Write out every record below exactly as it appears.

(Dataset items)
%%
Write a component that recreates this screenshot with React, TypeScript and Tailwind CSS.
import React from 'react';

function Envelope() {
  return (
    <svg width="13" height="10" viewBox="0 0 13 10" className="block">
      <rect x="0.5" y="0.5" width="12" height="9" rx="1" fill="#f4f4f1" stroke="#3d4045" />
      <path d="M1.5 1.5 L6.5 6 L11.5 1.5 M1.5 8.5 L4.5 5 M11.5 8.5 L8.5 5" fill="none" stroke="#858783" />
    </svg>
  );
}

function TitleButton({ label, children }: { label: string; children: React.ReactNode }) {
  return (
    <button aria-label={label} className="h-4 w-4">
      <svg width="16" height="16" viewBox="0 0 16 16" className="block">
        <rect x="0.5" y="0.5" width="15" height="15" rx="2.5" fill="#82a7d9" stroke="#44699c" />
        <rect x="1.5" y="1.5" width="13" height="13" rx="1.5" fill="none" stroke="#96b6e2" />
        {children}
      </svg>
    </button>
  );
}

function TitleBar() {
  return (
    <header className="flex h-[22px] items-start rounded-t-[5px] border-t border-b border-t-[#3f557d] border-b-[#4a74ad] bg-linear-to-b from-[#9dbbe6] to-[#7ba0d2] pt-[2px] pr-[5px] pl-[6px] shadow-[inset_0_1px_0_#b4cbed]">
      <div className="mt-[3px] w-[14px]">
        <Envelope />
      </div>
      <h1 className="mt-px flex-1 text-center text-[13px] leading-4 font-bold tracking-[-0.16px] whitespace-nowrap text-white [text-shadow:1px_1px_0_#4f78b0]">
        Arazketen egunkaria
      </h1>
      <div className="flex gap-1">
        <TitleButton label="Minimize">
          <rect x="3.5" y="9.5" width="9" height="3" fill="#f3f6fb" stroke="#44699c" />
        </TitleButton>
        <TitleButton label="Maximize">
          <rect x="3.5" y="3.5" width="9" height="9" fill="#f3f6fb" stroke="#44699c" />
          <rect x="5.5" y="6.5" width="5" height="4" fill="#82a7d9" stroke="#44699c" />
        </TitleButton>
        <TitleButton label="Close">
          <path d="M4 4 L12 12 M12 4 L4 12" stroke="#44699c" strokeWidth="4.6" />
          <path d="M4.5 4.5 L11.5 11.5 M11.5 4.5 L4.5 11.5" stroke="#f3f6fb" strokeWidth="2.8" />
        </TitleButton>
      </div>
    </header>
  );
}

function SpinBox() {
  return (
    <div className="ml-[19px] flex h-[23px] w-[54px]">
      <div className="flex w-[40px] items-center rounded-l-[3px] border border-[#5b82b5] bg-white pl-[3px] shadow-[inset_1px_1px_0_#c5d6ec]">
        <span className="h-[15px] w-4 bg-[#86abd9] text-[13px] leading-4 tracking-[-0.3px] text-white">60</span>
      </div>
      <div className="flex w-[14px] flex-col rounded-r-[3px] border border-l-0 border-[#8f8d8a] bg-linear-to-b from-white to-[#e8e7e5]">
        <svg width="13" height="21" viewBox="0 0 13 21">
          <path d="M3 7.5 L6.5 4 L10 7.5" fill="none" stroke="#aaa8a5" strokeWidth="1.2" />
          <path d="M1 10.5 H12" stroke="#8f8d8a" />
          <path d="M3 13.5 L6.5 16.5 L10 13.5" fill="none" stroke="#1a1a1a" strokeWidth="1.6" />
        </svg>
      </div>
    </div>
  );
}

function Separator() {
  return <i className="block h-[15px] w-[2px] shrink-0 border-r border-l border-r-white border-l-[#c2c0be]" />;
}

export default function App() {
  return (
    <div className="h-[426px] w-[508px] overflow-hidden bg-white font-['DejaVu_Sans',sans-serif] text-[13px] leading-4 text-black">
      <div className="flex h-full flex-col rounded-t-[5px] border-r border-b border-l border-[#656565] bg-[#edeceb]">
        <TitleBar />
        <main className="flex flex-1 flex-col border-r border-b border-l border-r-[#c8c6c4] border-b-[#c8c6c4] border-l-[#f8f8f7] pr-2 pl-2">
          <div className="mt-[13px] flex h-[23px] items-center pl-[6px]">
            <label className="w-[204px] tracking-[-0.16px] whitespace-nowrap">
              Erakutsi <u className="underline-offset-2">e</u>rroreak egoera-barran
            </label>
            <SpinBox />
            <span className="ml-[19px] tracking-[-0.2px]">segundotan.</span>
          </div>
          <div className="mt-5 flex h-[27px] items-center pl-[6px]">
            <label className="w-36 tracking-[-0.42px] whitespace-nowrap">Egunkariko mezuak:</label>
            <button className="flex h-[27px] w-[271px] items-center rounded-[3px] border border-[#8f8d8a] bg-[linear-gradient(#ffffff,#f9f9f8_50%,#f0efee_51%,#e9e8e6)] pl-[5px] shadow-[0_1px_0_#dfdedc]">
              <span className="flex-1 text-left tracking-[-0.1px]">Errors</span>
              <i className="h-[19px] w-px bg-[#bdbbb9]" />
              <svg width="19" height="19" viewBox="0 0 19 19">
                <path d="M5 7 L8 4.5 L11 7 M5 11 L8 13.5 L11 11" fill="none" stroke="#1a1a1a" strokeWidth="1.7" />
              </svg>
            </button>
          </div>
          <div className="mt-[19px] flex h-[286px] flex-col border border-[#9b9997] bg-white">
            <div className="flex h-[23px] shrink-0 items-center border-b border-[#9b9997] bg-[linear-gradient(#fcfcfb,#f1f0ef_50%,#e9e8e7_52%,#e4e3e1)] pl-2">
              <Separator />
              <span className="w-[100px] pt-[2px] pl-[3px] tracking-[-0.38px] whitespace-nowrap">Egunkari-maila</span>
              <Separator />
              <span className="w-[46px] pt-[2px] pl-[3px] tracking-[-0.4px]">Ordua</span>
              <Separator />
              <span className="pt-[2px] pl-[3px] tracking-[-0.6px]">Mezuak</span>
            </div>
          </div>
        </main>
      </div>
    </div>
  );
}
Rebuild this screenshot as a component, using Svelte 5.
%%
• [REPLY TO THE TASK]
Write a component that recreates this screenshot with React, TypeScript and Tailwind CSS.
import React from 'react';

function Envelope() {
  return (
    <svg width="13" height="10" viewBox="0 0 13 10" className="block">
      <rect x="0.5" y="0.5" width="12" height="9" rx="1" fill="#f4f4f1" stroke="#3d4045" />
      <path d="M1.5 1.5 L6.5 6 L11.5 1.5 M1.5 8.5 L4.5 5 M11.5 8.5 L8.5 5" fill="none" stroke="#858783" />
    </svg>
  );
}

function TitleButton({ label, children }: { label: string; children: React.ReactNode }) {
  return (
    <button aria-label={label} className="h-4 w-4">
      <svg width="16" height="16" viewBox="0 0 16 16" className="block">
        <rect x="0.5" y="0.5" width="15" height="15" rx="2.5" fill="#82a7d9" stroke="#44699c" />
        <rect x="1.5" y="1.5" width="13" height="13" rx="1.5" fill="none" stroke="#96b6e2" />
        {children}
      </svg>
    </button>
  );
}

function TitleBar() {
  return (
    <header className="flex h-[22px] items-start rounded-t-[5px] border-t border-b border-t-[#3f557d] border-b-[#4a74ad] bg-linear-to-b from-[#9dbbe6] to-[#7ba0d2] pt-[2px] pr-[5px] pl-[6px] shadow-[inset_0_1px_0_#b4cbed]">
      <div className="mt-[3px] w-[14px]">
        <Envelope />
      </div>
      <h1 className="mt-px flex-1 text-center text-[13px] leading-4 font-bold tracking-[-0.16px] whitespace-nowrap text-white [text-shadow:1px_1px_0_#4f78b0]">
        Arazketen egunkaria
      </h1>
      <div className="flex gap-1">
        <TitleButton label="Minimize">
          <rect x="3.5" y="9.5" width="9" height="3" fill="#f3f6fb" stroke="#44699c" />
        </TitleButton>
        <TitleButton label="Maximize">
          <rect x="3.5" y="3.5" width="9" height="9" fill="#f3f6fb" stroke="#44699c" />
          <rect x="5.5" y="6.5" width="5" height="4" fill="#82a7d9" stroke="#44699c" />
        </TitleButton>
        <TitleButton label="Close">
          <path d="M4 4 L12 12 M12 4 L4 12" stroke="#44699c" strokeWidth="4.6" />
          <path d="M4.5 4.5 L11.5 11.5 M11.5 4.5 L4.5 11.5" stroke="#f3f6fb" strokeWidth="2.8" />
        </TitleButton>
      </div>
    </header>
  );
}

function SpinBox() {
  return (
    <div className="ml-[19px] flex h-[23px] w-[54px]">
      <div className="flex w-[40px] items-center rounded-l-[3px] border border-[#5b82b5] bg-white pl-[3px] shadow-[inset_1px_1px_0_#c5d6ec]">
        <span className="h-[15px] w-4 bg-[#86abd9] text-[13px] leading-4 tracking-[-0.3px] text-white">60</span>
      </div>
      <div className="flex w-[14px] flex-col rounded-r-[3px] border border-l-0 border-[#8f8d8a] bg-linear-to-b from-white to-[#e8e7e5]">
        <svg width="13" height="21" viewBox="0 0 13 21">
          <path d="M3 7.5 L6.5 4 L10 7.5" fill="none" stroke="#aaa8a5" strokeWidth="1.2" />
          <path d="M1 10.5 H12" stroke="#8f8d8a" />
          <path d="M3 13.5 L6.5 16.5 L10 13.5" fill="none" stroke="#1a1a1a" strokeWidth="1.6" />
        </svg>
      </div>
    </div>
  );
}

function Separator() {
  return <i className="block h-[15px] w-[2px] shrink-0 border-r border-l border-r-white border-l-[#c2c0be]" />;
}

export default function App() {
  return (
    <div className="h-[426px] w-[508px] overflow-hidden bg-white font-['DejaVu_Sans',sans-serif] text-[13px] leading-4 text-black">
      <div className="flex h-full flex-col rounded-t-[5px] border-r border-b border-l border-[#656565] bg-[#edeceb]">
        <TitleBar />
        <main className="flex flex-1 flex-col border-r border-b border-l border-r-[#c8c6c4] border-b-[#c8c6c4] border-l-[#f8f8f7] pr-2 pl-2">
          <div className="mt-[13px] flex h-[23px] items-center pl-[6px]">
            <label className="w-[204px] tracking-[-0.16px] whitespace-nowrap">
              Erakutsi <u className="underline-offset-2">e</u>rroreak egoera-barran
            </label>
            <SpinBox />
            <span className="ml-[19px] tracking-[-0.2px]">segundotan.</span>
          </div>
          <div className="mt-5 flex h-[27px] items-center pl-[6px]">
            <label className="w-36 tracking-[-0.42px] whitespace-nowrap">Egunkariko mezuak:</label>
            <button className="flex h-[27px] w-[271px] items-center rounded-[3px] border border-[#8f8d8a] bg-[linear-gradient(#ffffff,#f9f9f8_50%,#f0efee_51%,#e9e8e6)] pl-[5px] shadow-[0_1px_0_#dfdedc]">
              <span className="flex-1 text-left tracking-[-0.1px]">Errors</span>
              <i className="h-[19px] w-px bg-[#bdbbb9]" />
              <svg width="19" height="19" viewBox="0 0 19 19">
                <path d="M5 7 L8 4.5 L11 7 M5 11 L8 13.5 L11 11" fill="none" stroke="#1a1a1a" strokeWidth="1.7" />
              </svg>
            </button>
          </div>
          <div className="mt-[19px] flex h-[286px] flex-col border border-[#9b9997] bg-white">
            <div className="flex h-[23px] shrink-0 items-center border-b border-[#9b9997] bg-[linear-gradient(#fcfcfb,#f1f0ef_50%,#e9e8e7_52%,#e4e3e1)] pl-2">
              <Separator />
              <span className="w-[100px] pt-[2px] pl-[3px] tracking-[-0.38px] whitespace-nowrap">Egunkari-maila</span>
              <Separator />
              <span className="w-[46px] pt-[2px] pl-[3px] tracking-[-0.4px]">Ordua</span>
              <Separator />
              <span className="pt-[2px] pl-[3px] tracking-[-0.6px]">Mezuak</span>
            </div>
          </div>
        </main>
      </div>
    </div>
  );
}
Rebuild this screenshot as a component, using Svelte 5.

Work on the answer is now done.